— Source data —
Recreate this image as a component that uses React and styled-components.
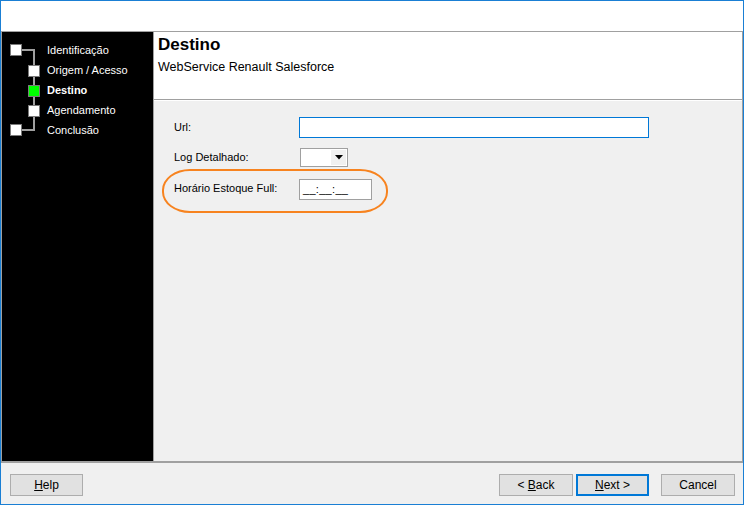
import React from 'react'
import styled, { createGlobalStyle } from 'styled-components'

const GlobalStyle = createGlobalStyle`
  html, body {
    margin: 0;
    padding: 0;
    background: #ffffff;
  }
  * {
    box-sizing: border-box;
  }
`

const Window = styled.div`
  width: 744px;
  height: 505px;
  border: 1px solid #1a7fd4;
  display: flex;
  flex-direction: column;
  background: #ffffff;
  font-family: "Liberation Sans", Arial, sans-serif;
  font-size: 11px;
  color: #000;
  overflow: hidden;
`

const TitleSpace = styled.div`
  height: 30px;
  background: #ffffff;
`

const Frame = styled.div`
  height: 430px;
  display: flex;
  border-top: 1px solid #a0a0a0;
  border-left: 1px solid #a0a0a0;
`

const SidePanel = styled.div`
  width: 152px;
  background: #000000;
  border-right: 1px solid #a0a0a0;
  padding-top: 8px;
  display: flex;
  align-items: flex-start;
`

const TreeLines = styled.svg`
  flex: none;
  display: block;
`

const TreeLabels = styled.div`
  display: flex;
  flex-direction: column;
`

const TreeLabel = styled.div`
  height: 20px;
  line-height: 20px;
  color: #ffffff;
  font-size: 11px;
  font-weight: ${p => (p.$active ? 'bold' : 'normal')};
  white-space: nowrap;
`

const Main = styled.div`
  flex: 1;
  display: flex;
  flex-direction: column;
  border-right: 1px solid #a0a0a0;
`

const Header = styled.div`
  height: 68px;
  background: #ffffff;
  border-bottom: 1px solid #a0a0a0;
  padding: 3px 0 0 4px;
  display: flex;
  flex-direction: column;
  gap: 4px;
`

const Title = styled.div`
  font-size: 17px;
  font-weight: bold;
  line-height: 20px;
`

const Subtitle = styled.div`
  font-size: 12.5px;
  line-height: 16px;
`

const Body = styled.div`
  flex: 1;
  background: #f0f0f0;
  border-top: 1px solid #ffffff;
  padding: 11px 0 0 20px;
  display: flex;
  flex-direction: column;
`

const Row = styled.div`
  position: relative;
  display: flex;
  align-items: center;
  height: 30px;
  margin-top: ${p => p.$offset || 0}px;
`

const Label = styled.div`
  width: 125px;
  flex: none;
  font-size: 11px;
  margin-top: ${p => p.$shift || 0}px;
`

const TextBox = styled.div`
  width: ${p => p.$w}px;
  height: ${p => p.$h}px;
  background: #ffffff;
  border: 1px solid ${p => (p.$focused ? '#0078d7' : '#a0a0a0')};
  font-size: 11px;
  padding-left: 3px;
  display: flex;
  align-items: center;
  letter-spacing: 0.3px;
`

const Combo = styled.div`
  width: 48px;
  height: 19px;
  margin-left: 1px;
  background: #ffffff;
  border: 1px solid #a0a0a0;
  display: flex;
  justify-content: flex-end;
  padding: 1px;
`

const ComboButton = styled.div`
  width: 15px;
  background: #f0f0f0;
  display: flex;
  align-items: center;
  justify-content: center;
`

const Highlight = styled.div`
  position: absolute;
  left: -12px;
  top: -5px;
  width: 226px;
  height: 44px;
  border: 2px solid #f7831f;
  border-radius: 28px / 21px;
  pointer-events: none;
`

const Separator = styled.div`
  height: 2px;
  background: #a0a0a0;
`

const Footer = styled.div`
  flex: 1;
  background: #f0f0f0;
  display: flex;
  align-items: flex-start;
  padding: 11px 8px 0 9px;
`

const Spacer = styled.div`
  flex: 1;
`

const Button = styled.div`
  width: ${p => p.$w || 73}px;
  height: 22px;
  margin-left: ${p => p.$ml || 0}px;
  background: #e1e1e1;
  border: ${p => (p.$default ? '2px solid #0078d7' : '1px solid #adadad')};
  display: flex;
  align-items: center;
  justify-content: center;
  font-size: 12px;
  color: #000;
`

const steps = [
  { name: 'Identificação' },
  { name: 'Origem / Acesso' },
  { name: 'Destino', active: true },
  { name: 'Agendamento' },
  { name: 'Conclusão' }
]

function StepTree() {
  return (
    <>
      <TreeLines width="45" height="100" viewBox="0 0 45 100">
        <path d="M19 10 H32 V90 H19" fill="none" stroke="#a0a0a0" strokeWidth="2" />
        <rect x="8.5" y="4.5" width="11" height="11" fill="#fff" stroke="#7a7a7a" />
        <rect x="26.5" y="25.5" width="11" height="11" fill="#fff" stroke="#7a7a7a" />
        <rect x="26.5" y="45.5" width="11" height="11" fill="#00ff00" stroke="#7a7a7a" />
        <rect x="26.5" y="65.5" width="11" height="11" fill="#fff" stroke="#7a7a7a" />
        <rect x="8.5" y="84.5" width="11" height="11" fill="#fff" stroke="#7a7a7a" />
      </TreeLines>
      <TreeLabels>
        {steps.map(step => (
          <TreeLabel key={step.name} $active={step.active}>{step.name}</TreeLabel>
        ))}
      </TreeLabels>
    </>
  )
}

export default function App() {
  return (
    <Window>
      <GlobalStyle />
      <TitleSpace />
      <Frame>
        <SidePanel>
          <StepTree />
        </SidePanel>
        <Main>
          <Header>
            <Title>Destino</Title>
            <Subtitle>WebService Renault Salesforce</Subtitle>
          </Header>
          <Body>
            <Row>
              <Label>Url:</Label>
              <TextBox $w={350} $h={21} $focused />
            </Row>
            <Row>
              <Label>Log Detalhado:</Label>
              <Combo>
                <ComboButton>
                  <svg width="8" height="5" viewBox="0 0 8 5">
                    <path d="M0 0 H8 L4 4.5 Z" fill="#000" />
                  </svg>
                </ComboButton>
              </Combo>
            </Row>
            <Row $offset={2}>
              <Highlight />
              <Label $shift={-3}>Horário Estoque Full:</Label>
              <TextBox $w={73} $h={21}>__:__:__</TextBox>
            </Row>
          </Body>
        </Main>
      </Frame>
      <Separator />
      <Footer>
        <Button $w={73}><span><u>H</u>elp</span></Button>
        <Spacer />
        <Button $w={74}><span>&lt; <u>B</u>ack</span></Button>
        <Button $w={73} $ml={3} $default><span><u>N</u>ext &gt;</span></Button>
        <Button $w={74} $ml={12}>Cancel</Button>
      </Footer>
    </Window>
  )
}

— Aim —
Write the listing above out again exactly, dropping each image.

— Response —
Recreate this image as a component that uses React and styled-components.
import React from 'react'
import styled, { createGlobalStyle } from 'styled-components'

const GlobalStyle = createGlobalStyle`
  html, body {
    margin: 0;
    padding: 0;
    background: #ffffff;
  }
  * {
    box-sizing: border-box;
  }
`

const Window = styled.div`
  width: 744px;
  height: 505px;
  border: 1px solid #1a7fd4;
  display: flex;
  flex-direction: column;
  background: #ffffff;
  font-family: "Liberation Sans", Arial, sans-serif;
  font-size: 11px;
  color: #000;
  overflow: hidden;
`

const TitleSpace = styled.div`
  height: 30px;
  background: #ffffff;
`

const Frame = styled.div`
  height: 430px;
  display: flex;
  border-top: 1px solid #a0a0a0;
  border-left: 1px solid #a0a0a0;
`

const SidePanel = styled.div`
  width: 152px;
  background: #000000;
  border-right: 1px solid #a0a0a0;
  padding-top: 8px;
  display: flex;
  align-items: flex-start;
`

const TreeLines = styled.svg`
  flex: none;
  display: block;
`

const TreeLabels = styled.div`
  display: flex;
  flex-direction: column;
`

const TreeLabel = styled.div`
  height: 20px;
  line-height: 20px;
  color: #ffffff;
  font-size: 11px;
  font-weight: ${p => (p.$active ? 'bold' : 'normal')};
  white-space: nowrap;
`

const Main = styled.div`
  flex: 1;
  display: flex;
  flex-direction: column;
  border-right: 1px solid #a0a0a0;
`

const Header = styled.div`
  height: 68px;
  background: #ffffff;
  border-bottom: 1px solid #a0a0a0;
  padding: 3px 0 0 4px;
  display: flex;
  flex-direction: column;
  gap: 4px;
`

const Title = styled.div`
  font-size: 17px;
  font-weight: bold;
  line-height: 20px;
`

const Subtitle = styled.div`
  font-size: 12.5px;
  line-height: 16px;
`

const Body = styled.div`
  flex: 1;
  background: #f0f0f0;
  border-top: 1px solid #ffffff;
  padding: 11px 0 0 20px;
  display: flex;
  flex-direction: column;
`

const Row = styled.div`
  position: relative;
  display: flex;
  align-items: center;
  height: 30px;
  margin-top: ${p => p.$offset || 0}px;
`

const Label = styled.div`
  width: 125px;
  flex: none;
  font-size: 11px;
  margin-top: ${p => p.$shift || 0}px;
`

const TextBox = styled.div`
  width: ${p => p.$w}px;
  height: ${p => p.$h}px;
  background: #ffffff;
  border: 1px solid ${p => (p.$focused ? '#0078d7' : '#a0a0a0')};
  font-size: 11px;
  padding-left: 3px;
  display: flex;
  align-items: center;
  letter-spacing: 0.3px;
`

const Combo = styled.div`
  width: 48px;
  height: 19px;
  margin-left: 1px;
  background: #ffffff;
  border: 1px solid #a0a0a0;
  display: flex;
  justify-content: flex-end;
  padding: 1px;
`

const ComboButton = styled.div`
  width: 15px;
  background: #f0f0f0;
  display: flex;
  align-items: center;
  justify-content: center;
`

const Highlight = styled.div`
  position: absolute;
  left: -12px;
  top: -5px;
  width: 226px;
  height: 44px;
  border: 2px solid #f7831f;
  border-radius: 28px / 21px;
  pointer-events: none;
`

const Separator = styled.div`
  height: 2px;
  background: #a0a0a0;
`

const Footer = styled.div`
  flex: 1;
  background: #f0f0f0;
  display: flex;
  align-items: flex-start;
  padding: 11px 8px 0 9px;
`

const Spacer = styled.div`
  flex: 1;
`

const Button = styled.div`
  width: ${p => p.$w || 73}px;
  height: 22px;
  margin-left: ${p => p.$ml || 0}px;
  background: #e1e1e1;
  border: ${p => (p.$default ? '2px solid #0078d7' : '1px solid #adadad')};
  display: flex;
  align-items: center;
  justify-content: center;
  font-size: 12px;
  color: #000;
`

const steps = [
  { name: 'Identificação' },
  { name: 'Origem / Acesso' },
  { name: 'Destino', active: true },
  { name: 'Agendamento' },
  { name: 'Conclusão' }
]

function StepTree() {
  return (
    <>
      <TreeLines width="45" height="100" viewBox="0 0 45 100">
        <path d="M19 10 H32 V90 H19" fill="none" stroke="#a0a0a0" strokeWidth="2" />
        <rect x="8.5" y="4.5" width="11" height="11" fill="#fff" stroke="#7a7a7a" />
        <rect x="26.5" y="25.5" width="11" height="11" fill="#fff" stroke="#7a7a7a" />
        <rect x="26.5" y="45.5" width="11" height="11" fill="#00ff00" stroke="#7a7a7a" />
        <rect x="26.5" y="65.5" width="11" height="11" fill="#fff" stroke="#7a7a7a" />
        <rect x="8.5" y="84.5" width="11" height="11" fill="#fff" stroke="#7a7a7a" />
      </TreeLines>
      <TreeLabels>
        {steps.map(step => (
          <TreeLabel key={step.name} $active={step.active}>{step.name}</TreeLabel>
        ))}
      </TreeLabels>
    </>
  )
}

export default function App() {
  return (
    <Window>
      <GlobalStyle />
      <TitleSpace />
      <Frame>
        <SidePanel>
          <StepTree />
        </SidePanel>
        <Main>
          <Header>
            <Title>Destino</Title>
            <Subtitle>WebService Renault Salesforce</Subtitle>
          </Header>
          <Body>
            <Row>
              <Label>Url:</Label>
              <TextBox $w={350} $h={21} $focused />
            </Row>
            <Row>
              <Label>Log Detalhado:</Label>
              <Combo>
                <ComboButton>
                  <svg width="8" height="5" viewBox="0 0 8 5">
                    <path d="M0 0 H8 L4 4.5 Z" fill="#000" />
                  </svg>
                </ComboButton>
              </Combo>
            </Row>
            <Row $offset={2}>
              <Highlight />
              <Label $shift={-3}>Horário Estoque Full:</Label>
              <TextBox $w={73} $h={21}>__:__:__</TextBox>
            </Row>
          </Body>
        </Main>
      </Frame>
      <Separator />
      <Footer>
        <Button $w={73}><span><u>H</u>elp</span></Button>
        <Spacer />
        <Button $w={74}><span>&lt; <u>B</u>ack</span></Button>
        <Button $w={73} $ml={3} $default><span><u>N</u>ext &gt;</span></Button>
        <Button $w={74} $ml={12}>Cancel</Button>
      </Footer>
    </Window>
  )
}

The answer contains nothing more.